Red is the new white

Jan. 2017 issue

I’m not much of a resolution maker because I don’t want to lie to myself and to God.  I will make one or two some years.  Last year, I resolved to pray for our President when I felt like criticizing him.  I wasn’t perfect in keeping it although I did do better.  Maybe resolutions are goals to aim for. This year, I resolve to be less judgmental.

Those who know me well have heard me confess that being judgmental is a sin in my life. I know that is not what God would have me be, even though some friends have tried to soften my confession by telling me I was just being a “fruit inspector. By their fruits ye shall know them. (Matthew 7:20) But sometimes I judge by appearance, language, and even deeds.

Children listen to adults’ words; thereby, they add images to their minds and vocabulary.  A teacher was praising a little girl for her art work.  Another teacher told her, “You should see the paintings her mom and grandmother do. It must be an inherited talent.  I think they are part Indian,” she added. (I don’t know what that would have to do with it.)

Later the girl’s teacher commented to the child, “Someone told me you are part Indian.  What tribe?”

“I’m not sure,” replied the young artist, “but I believe I’m part Red Neck.” Someone had planted that word of prejudice in the child’s vocabulary.

Well, as my columns often do, this one follows a stream of consciousness. I got red on my mind. My beautician told me one of her clients has an autistic grandson. He loves his teacher, Mrs. Register, much (he always called her Mrs. Red Shirt because he couldn’t say Register).  Recently, he went to her desk and just had an autistic come-apart.  He was so distressed another teacher heard him and came in to see if she could help.  She held him to calm the child.  Finally she asked him, “What’s wrong; why are you so upset?”

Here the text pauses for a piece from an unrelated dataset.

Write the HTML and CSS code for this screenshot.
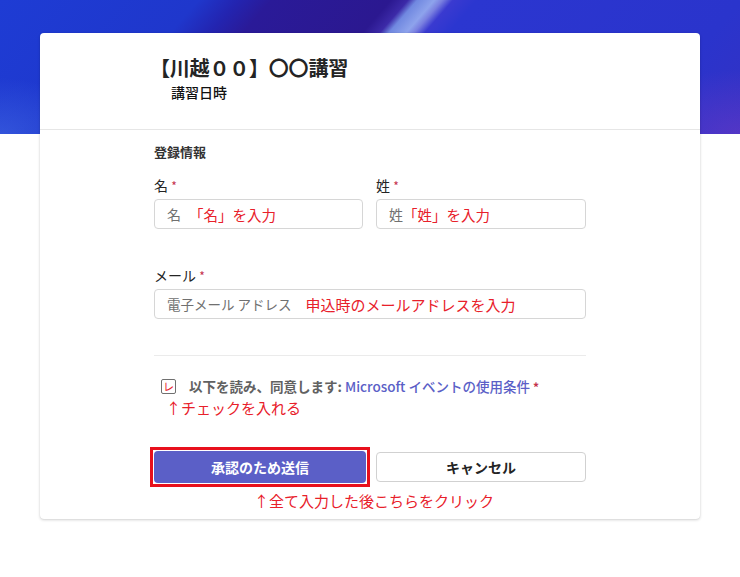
FILE: index.html
```html
<!DOCTYPE html>
<html lang="ja">
<head>
<meta charset="utf-8">
<link rel="stylesheet" href="styles.css">
</head>
<body>
<div class="page">
  <div class="card">
    <div class="card-head">
      <h1 class="title">【川越００】〇〇講習</h1>
      <div class="subtitle">講習日時</div>
    </div>
    <div class="card-body">
      <div class="section-title">登録情報</div>
      <div class="row two">
        <div class="field">
          <div class="label">名 <span class="req">*</span></div>
          <div class="input"><span class="ph">名</span><span class="note">「名」を入力</span></div>
        </div>
        <div class="field">
          <div class="label">姓 <span class="req">*</span></div>
          <div class="input"><span class="ph">姓</span><span class="note tight">「姓」を入力</span></div>
        </div>
      </div>
      <div class="field email">
        <div class="label">メール <span class="req">*</span></div>
        <div class="input"><span class="ph">電子メール アドレス</span><span class="note wide">申込時のメールアドレスを入力</span></div>
      </div>
      <hr class="divider">
      <div class="agree">
        <span class="check"><span class="mark">レ</span></span>
        <span class="agree-text">以下を読み、同意します: <span class="link">Microsoft イベントの使用条件</span> <span class="req">*</span></span>
      </div>
      <div class="note-line check-note">↑チェックを入れる</div>
      <div class="buttons">
        <div class="highlight"><button class="btn primary">承認のため送信</button></div>
        <button class="btn cancel">キャンセル</button>
      </div>
      <div class="note-line submit-note">↑全て入力した後こちらをクリック</div>
    </div>
  </div>
</div>
</body>
</html>
```
FILE: styles.css
```css
* { box-sizing: border-box; }
html, body { margin: 0; padding: 0; }
body {
  width: 740px;
  height: 577px;
  overflow: hidden;
  font-family: "Noto Sans CJK JP", "Noto Sans", sans-serif;
  color: #242424;
  background:
    radial-gradient(ellipse 90px 70px at 580px 95px, rgba(0,0,0,0) 60%, rgba(110,140,255,0.35) 68%, rgba(0,0,0,0) 76%) no-repeat,
    radial-gradient(ellipse 160px 80px at 740px 134px, rgba(120,60,200,0.45), rgba(0,0,0,0) 80%) no-repeat,
    radial-gradient(ellipse 120px 70px at 0px 134px, rgba(70,110,230,0.5), rgba(0,0,0,0) 80%) no-repeat,
    linear-gradient(131deg, #1e3cd4 0px, #1f37cc 150px, #2324b0 180px, #2a1a98 205px, #2b1890 295px, #3c2aa8 308px, #7088e0 315px, #8ea3ec 328px, #7a80e0 334px, #3a3ad0 342px, #2b36d0 360px, #2a34cc 560px, #3431c4 646px) no-repeat,
    #ffffff;
  background-size: 740px 134px, 740px 134px, 740px 134px, 740px 134px, auto;
}
.page { padding-top: 33px; }
.card {
  margin-left: 40px;
  width: 660px;
  height: 486px;
  background: #ffffff;
  border-radius: 4px;
  box-shadow: 0 1px 3px rgba(0,0,0,0.18), 0 0 1px rgba(0,0,0,0.12);
}
.card-head {
  height: 97px;
  padding: 21px 114px 0;
  border-bottom: 1px solid #e6e6e6;
}
.title {
  margin: 0;
  font-size: 20px;
  line-height: 28px;
  font-weight: 700;
  color: #242424;
  margin-left: -4px;
  letter-spacing: -0.2px;
}
.subtitle {
  margin-left: 17px;
  font-size: 14px;
  line-height: 20px;
  color: #111;
  font-weight: 500;
}
.card-body { padding: 12px 114px 0; }
.section-title {
  font-size: 13px;
  line-height: 20px;
  font-weight: 700;
  color: #333;
}
.row.two {
  display: grid;
  grid-template-columns: 209px 210px;
  column-gap: 13px;
  margin-top: 13px;
}
.label {
  font-size: 14px;
  line-height: 20px;
  color: #242424;
  margin-bottom: 3px;
}
.req { color: #c4314b; font-size: 12px; }
.input {
  height: 30px;
  border: 1px solid #d6d6d6;
  border-radius: 4px;
  padding: 0 12px;
  display: flex;
  align-items: center;
  font-size: 14px;
  white-space: nowrap;
}
.ph { color: #707070; }
.email .ph { font-size: 13.5px; }
.note { color: #e8202a; margin-left: 8px; font-size: 14.5px; }
.note.tight { margin-left: 0; }
.note.wide { margin-left: 14px; font-size: 15px; }
.email { margin-top: 36px; }
.divider {
  margin: 36px 0 0;
  border: 0;
  border-top: 1px solid #ebebeb;
  height: 0;
}
.agree {
  display: flex;
  align-items: center;
  margin-top: 20px;
  padding-left: 7px;
  height: 20px;
}
.check {
  width: 15px;
  height: 15px;
  border: 1px solid #707070;
  border-radius: 2px;
  display: flex;
  align-items: center;
  justify-content: center;
  margin-right: 13px;
}
.mark { color: #e8202a; font-size: 11px; line-height: 1; }
.agree-text {
  font-size: 13.5px;
  color: #616161;
  font-weight: 600;
}
.link { color: #5b5fc7; font-weight: 500; }
.note-line {
  color: #e8202a;
  font-size: 15px;
  line-height: 20px;
}
.check-note { margin-top: 2px; padding-left: 12px; }
.buttons {
  display: flex;
  margin-top: 33px;
}
.highlight {
  margin: -4px;
  border: 3px solid #e8101c;
  padding: 1px;
  width: 220px;
}
.btn {
  font-family: inherit;
  font-size: 14px;
  font-weight: 700;
  border-radius: 4px;
  cursor: pointer;
}
.primary {
  display: block;
  width: 212px;
  height: 32px;
  background: #5b5fc7;
  border: 0;
  color: #fff;
}
.cancel {
  width: 210px;
  height: 30px;
  margin-top: 1px;
  margin-left: 10px;
  background: #fff;
  border: 1px solid #d1d1d1;
  color: #242424;
}
.submit-note { margin-top: 8px; padding-left: 100px; }
```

“Mrs. Red Shirt is hurt; her wips (lips) are bweeding (bleeding.)”  She was wearing bright red lipstick that day.

I had praised a church member’s beautiful red blooming plant one Christmas.  I had asked what kind it was.  She told me it was an Amaryllis.  Later I found an envelope with my name on it in my Sunday school room.  When I got to the car, I asked my husband why anyone would give me one turnip. I don’t even like turnips and have never cooked them.  I just put it aside and dismissed the dilemma. Later the lady asked if I found the Amaryllis bulb she left for me. I’m glad we didn’t eat it.

Normally we think of white for New Years, I suppose to remind us we have a blank slate to begin a new year.  Mine must be red this time, so I guess red is the new white for me.

Lord, I pray I will have a fresh beginning, a do-over. and please forgive me and make my sinful, judgmental self white as snow,

Come now, and let us reason together, saith the Lord: though your sins be as scarlet, they shall be as white as snow; though they be red like crimson, they shall be as wool. Isaiah 1:18.